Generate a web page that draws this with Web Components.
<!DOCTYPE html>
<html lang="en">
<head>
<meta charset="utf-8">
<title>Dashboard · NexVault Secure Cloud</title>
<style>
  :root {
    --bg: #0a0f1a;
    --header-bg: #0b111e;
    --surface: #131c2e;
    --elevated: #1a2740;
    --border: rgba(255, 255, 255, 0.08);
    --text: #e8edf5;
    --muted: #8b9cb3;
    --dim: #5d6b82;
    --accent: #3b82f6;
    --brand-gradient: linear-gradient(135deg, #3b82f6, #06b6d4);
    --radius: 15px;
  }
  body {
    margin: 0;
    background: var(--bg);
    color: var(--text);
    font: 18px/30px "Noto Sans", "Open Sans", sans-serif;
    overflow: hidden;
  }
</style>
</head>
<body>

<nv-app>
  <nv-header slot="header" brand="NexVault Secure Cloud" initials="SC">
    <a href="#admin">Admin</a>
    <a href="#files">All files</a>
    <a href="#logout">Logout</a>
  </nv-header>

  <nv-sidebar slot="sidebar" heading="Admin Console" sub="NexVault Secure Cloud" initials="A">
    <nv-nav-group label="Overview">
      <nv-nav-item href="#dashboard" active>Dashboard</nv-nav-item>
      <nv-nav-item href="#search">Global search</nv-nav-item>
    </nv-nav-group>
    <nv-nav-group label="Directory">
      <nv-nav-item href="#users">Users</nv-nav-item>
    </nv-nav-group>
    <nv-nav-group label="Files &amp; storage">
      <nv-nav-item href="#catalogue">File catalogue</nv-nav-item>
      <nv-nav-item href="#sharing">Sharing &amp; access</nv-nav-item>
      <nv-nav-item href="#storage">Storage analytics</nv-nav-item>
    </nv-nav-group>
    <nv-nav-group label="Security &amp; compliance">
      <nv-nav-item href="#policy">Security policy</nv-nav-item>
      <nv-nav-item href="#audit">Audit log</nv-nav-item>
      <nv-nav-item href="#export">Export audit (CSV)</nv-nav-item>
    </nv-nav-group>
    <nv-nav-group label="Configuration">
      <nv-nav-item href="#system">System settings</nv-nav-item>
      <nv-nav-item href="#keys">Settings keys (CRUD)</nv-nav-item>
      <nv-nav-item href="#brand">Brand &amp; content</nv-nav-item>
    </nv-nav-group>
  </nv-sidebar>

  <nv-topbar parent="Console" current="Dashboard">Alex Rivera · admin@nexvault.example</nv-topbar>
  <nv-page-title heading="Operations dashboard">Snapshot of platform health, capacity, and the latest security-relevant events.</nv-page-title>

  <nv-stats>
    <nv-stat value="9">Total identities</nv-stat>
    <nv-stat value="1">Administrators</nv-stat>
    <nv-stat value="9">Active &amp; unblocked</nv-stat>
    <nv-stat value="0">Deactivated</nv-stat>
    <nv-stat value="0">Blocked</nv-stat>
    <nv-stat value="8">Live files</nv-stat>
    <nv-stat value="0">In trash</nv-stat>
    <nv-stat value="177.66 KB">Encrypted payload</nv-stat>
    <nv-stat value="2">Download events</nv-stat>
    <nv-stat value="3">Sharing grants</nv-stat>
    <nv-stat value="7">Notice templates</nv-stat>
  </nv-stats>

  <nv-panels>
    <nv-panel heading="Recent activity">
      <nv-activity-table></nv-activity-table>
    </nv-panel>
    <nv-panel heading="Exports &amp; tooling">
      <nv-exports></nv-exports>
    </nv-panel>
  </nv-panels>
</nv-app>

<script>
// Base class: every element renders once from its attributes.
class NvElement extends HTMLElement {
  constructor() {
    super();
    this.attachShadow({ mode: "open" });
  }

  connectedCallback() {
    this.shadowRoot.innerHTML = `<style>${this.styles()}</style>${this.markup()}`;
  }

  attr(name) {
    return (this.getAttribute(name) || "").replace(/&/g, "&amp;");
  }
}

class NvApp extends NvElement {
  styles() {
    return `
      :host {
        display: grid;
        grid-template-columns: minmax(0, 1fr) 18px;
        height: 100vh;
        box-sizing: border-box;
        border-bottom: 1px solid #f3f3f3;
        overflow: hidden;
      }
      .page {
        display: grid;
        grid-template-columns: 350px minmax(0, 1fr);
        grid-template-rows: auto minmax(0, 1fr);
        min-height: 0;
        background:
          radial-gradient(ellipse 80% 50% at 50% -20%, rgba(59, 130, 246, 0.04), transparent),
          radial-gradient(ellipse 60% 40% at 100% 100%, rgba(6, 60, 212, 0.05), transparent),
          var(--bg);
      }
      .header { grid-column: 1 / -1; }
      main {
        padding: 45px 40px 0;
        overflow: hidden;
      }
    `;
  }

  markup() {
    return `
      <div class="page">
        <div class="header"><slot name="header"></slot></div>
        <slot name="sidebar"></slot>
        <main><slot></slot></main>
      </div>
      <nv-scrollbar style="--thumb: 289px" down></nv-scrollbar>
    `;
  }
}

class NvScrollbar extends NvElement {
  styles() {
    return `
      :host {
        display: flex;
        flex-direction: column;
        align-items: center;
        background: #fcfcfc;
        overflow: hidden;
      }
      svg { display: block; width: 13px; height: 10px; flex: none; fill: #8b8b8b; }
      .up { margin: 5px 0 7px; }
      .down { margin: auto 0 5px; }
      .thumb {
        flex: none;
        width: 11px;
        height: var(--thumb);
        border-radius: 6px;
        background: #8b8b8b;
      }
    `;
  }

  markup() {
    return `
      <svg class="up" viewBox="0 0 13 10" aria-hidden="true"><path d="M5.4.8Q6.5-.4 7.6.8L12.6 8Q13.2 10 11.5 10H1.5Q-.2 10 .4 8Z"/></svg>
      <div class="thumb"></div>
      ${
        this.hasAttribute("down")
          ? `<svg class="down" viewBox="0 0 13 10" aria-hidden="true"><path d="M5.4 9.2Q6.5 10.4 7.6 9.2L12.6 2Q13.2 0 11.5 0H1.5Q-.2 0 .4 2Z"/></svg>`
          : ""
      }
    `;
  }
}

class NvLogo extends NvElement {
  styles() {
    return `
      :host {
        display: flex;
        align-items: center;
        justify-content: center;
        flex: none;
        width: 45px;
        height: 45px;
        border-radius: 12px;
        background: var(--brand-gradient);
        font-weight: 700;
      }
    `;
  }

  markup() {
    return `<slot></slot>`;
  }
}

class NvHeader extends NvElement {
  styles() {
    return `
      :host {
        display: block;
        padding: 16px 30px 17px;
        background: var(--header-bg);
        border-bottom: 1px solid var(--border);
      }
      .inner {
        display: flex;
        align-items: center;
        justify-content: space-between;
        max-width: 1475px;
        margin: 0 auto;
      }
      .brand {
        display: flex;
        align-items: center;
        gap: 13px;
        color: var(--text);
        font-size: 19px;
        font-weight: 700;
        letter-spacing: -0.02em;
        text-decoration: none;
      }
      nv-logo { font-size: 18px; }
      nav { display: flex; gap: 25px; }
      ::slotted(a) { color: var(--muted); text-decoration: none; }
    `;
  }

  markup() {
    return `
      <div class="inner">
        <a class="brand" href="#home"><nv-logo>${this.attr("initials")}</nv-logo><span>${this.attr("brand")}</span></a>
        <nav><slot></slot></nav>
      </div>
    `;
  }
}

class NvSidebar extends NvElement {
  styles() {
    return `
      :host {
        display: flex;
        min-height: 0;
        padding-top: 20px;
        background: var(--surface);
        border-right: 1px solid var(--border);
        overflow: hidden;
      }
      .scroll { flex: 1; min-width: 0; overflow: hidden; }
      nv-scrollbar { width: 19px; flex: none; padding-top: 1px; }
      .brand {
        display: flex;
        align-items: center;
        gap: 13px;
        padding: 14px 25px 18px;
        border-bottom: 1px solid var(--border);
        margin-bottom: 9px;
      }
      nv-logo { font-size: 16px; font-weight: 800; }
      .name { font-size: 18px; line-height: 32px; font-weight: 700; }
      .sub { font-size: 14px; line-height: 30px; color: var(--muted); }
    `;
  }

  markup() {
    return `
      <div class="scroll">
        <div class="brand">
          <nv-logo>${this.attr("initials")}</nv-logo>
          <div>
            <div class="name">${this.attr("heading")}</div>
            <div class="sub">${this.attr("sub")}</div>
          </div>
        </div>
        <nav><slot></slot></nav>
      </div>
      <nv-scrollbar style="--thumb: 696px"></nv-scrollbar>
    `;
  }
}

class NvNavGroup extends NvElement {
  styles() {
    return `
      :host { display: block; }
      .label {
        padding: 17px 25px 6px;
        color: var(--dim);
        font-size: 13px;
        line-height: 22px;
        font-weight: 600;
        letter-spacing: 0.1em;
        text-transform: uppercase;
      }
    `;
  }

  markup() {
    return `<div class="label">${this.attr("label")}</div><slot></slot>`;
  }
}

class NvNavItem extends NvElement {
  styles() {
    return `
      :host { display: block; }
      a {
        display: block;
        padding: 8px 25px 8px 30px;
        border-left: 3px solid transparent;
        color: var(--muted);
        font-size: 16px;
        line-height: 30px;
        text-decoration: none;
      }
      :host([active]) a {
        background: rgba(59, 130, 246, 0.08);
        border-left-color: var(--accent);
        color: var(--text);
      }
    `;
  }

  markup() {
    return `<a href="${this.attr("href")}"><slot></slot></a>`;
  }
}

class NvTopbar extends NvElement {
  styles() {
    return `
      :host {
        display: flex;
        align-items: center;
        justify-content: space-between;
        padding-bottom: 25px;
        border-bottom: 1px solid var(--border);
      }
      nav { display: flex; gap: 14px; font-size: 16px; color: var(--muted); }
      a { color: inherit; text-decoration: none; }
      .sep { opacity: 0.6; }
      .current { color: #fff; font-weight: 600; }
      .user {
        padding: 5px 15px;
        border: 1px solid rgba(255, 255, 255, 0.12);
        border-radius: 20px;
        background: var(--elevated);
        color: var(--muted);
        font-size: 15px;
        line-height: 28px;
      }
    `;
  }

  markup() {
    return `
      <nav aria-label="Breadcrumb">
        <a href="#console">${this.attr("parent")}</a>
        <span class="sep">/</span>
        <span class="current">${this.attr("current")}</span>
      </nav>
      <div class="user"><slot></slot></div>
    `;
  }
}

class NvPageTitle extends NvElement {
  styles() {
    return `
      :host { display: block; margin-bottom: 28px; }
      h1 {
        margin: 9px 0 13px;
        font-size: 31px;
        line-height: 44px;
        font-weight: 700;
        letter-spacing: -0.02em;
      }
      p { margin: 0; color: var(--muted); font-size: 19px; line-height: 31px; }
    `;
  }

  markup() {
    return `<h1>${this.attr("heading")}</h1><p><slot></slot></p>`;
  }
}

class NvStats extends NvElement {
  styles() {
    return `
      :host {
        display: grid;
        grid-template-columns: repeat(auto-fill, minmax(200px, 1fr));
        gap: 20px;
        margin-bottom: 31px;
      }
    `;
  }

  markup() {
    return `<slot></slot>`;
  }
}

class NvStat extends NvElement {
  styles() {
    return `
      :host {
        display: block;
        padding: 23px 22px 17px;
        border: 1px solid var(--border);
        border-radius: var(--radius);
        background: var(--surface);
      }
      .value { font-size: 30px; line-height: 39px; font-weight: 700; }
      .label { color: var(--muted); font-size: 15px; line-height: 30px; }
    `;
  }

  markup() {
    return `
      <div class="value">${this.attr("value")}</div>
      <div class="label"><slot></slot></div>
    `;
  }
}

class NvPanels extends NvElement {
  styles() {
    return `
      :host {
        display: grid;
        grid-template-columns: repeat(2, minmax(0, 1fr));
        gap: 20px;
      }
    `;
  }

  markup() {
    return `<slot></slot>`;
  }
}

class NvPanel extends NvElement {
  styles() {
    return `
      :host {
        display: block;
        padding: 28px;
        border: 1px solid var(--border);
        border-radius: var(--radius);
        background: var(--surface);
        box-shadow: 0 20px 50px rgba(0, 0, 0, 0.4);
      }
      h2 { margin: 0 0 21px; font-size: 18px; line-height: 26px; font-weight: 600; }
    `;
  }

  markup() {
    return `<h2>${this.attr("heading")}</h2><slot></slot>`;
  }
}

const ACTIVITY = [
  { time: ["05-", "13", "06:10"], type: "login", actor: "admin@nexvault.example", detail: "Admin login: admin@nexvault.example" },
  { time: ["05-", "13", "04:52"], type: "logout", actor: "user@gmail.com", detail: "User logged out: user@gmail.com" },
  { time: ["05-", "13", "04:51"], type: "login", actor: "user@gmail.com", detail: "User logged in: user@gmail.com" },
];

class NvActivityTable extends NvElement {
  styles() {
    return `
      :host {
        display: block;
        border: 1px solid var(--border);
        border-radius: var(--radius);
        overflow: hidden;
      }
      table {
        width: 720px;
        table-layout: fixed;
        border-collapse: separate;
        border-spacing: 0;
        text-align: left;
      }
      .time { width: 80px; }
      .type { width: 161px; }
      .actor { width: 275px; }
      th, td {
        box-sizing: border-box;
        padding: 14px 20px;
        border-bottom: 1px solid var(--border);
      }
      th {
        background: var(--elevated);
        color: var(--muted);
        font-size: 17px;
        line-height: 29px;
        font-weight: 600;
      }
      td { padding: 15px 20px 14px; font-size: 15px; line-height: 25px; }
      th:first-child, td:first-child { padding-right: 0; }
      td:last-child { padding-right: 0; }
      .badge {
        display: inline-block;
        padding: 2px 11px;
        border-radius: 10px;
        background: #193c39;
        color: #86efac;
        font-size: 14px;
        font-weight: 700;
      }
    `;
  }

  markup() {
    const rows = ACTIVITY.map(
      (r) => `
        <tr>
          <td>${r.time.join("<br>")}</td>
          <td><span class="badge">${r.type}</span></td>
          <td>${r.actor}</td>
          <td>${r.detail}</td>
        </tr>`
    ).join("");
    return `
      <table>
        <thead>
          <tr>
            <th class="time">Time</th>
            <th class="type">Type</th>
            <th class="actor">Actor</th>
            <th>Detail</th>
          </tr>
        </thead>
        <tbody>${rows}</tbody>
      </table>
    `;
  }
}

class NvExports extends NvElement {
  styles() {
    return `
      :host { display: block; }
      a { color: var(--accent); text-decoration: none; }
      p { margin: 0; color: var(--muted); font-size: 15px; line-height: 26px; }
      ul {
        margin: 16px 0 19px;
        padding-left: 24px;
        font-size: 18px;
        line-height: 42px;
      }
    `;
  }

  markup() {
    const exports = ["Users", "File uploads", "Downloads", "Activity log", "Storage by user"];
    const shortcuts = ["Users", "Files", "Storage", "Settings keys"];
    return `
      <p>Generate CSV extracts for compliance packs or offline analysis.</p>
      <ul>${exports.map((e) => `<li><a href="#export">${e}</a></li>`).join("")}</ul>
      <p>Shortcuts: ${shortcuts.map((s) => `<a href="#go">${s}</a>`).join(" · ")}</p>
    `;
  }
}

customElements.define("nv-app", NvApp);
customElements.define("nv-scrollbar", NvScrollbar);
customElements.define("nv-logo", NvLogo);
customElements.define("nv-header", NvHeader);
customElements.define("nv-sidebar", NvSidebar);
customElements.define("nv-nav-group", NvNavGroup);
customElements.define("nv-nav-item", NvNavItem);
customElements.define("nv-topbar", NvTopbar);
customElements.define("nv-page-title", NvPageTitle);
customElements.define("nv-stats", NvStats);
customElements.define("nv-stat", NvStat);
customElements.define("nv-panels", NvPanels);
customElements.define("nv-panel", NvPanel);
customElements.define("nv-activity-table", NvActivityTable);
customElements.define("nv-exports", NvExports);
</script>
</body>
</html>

■ **THE REQUEST**: What is needed is an exact copy of the lines from the start of the listing through the line where "</nv-header>" sits, please, both end lines included and nothing more.

■ **SOLUTION BELOW**:
Generate a web page that draws this with Web Components.
<!DOCTYPE html>
<html lang="en">
<head>
<meta charset="utf-8">
<title>Dashboard · NexVault Secure Cloud</title>
<style>
  :root {
    --bg: #0a0f1a;
    --header-bg: #0b111e;
    --surface: #131c2e;
    --elevated: #1a2740;
    --border: rgba(255, 255, 255, 0.08);
    --text: #e8edf5;
    --muted: #8b9cb3;
    --dim: #5d6b82;
    --accent: #3b82f6;
    --brand-gradient: linear-gradient(135deg, #3b82f6, #06b6d4);
    --radius: 15px;
  }
  body {
    margin: 0;
    background: var(--bg);
    color: var(--text);
    font: 18px/30px "Noto Sans", "Open Sans", sans-serif;
    overflow: hidden;
  }
</style>
</head>
<body>

<nv-app>
  <nv-header slot="header" brand="NexVault Secure Cloud" initials="SC">
    <a href="#admin">Admin</a>
    <a href="#files">All files</a>
    <a href="#logout">Logout</a>
  </nv-header>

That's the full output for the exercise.